Nguyen Le's jazz cover of Dark Side of the Moon
Jazz musicians have always used contemporary pop music as raw material for their improvisations, and since the 1970s rock, soul, reggae and more have also been up for grabs.
The covers have been of individual compositions rather than whole albums, generally speaking, although in the late 1990s the Blue Note label got some of its artists to rework the music from some big hit LPs in its Cover Series.
Guitarist Charlie Hunter took on Bob Marley's Natty Dread, saxophonist Bob Belden tackled Carole King's Tapestry, and guitarist Fareed Haque chose Crosby, Stills, Nash and Young's Déjà Vu.
The results were mixed, but it was the sort of thing one expected latter-day Blue Note to do. Not so much the German ACT label, to which French-Vietnamese guitarist Nguyen Le was the first artist to be exclusively signed.
However, Le's latest release for the label, a collaborative project with arranger Michael Gibbs and the NDR Bigband, is entitled Celebrating Dark Side of the Moon. Le has chosen to record fusion jazz reinterpretations of all 10 tracks on the original Pink Floyd album, in some cases interspersed with new compositions extending the themes.
Last year marked the 40th anniversary of the original album's release, and Le was the featured guitarist on a concert performance in Hamburg of an arrangement of the album by Gibbs, performed by the NDR Bigband. Three of those arrangements also feature here, but Le has reworked the other songs afresh himself.
Le has delved into the rock repertoire previously, most notably with his 2002 album Purple which was a tribute to Jimi Hendrix. Many of those arrangements recall in some respects Gil Evans' Hendrix charts, and those remain the gold standard for rock reworked as jazz.
Other participants in the new recording include Youn Sun Nah on vocals, Gary Husband on drums, and Jurgen Attig on bass. All other parts are played by members of the NDR Bigband conducted by Jorg Achim Keller.
Does it work? On the whole yes. The arrangements are sufficiently removed from the originals to be worthwhile new statements, but close enough to be recognisable. Money is particularly effective. It would be interesting to know what Roger Waters, David Gilmour and Nick Mason think of it.
The late Amy Winehouse started out, if not quite as a jazz singer, singing with jazz groups, and Hong Kong-based divas Ginger Kwan and Jennifer Palor, who are fans, have devised a tribute to her which they will perform on Friday and Saturday at the new Orange Peel venue in D'Aguilar Street with an encore at Grappa's Cellar on November 29.
Their previous successful Motown and Stevie Wonder tribute shows augur well for this one, and getting one step closer to the original performer than is normally possible they have secured the participation of former Winehouse guitarist Robin Banerjee, also a jazz musician now well known on the London scene.

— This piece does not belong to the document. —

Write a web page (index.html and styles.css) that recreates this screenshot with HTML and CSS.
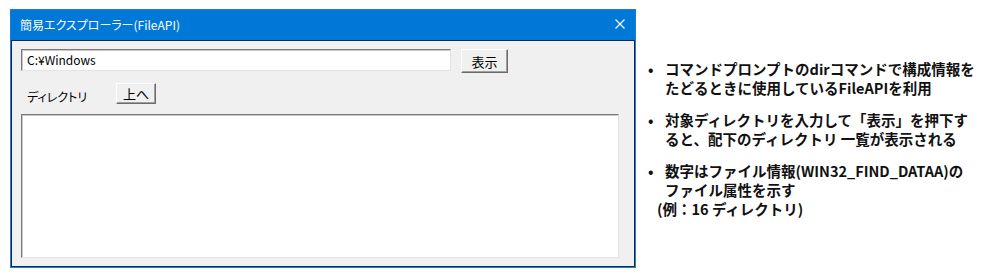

He can be seen on Winehouse's Live in London DVD, and some YouTube clips of him performing reggae-inspired jazz with his own Motif Ska/Jazz Trio and the larger Jazz Jamaica band suggest that he'll be well worth hearing. London drummer Davide Pasqualini will also appear.
Tickets for all three shows are HK$288 (advance), HK$328 (door).
Three more jazz reinterpretations of successful pop/rock albums.
- The Other Side of Abbey Road (1969, A&M Records): a pioneering full pop/rock album cover from George Benson, who would shortly become a crossover star in his own right. Plenty of Benson's vocals, but already not as much of his guitar as many jazz fans would probably have liked. Not quite all of the tracks on the original album, but most of the best (and Octopus's Garden) are present, resequenced and all significantly differently arranged from the originals.
- What's Going On (1997, Blue Note): saxophonist Everette Harp takes an oddly conservative approach to a groundbreaking Marvin Gaye album, which had a fair amount of jazz in it already, with the sax merely replacing Gaye's vocals in many of the arrangements, and guest vocalists singing the lyrics of others. Well produced, but it takes some challenging music dangerously close to easy listening territory.
The Sweetest Punch (1999, Decca): in many respects the most interesting jazz reinterpretation of a pop album, it was made before its inspiration was released. Bill Frisell and his musicians, including drummer Brian Blade and bassist Viktor Krauss, cut these versions of the tunes on Elvis Costello and Burt Bacharach's Painted From Memory concurrently with the sessions for that album, using only the composers' demos and charts without hearing the arrangements. The two records make fascinating back-to-back listening.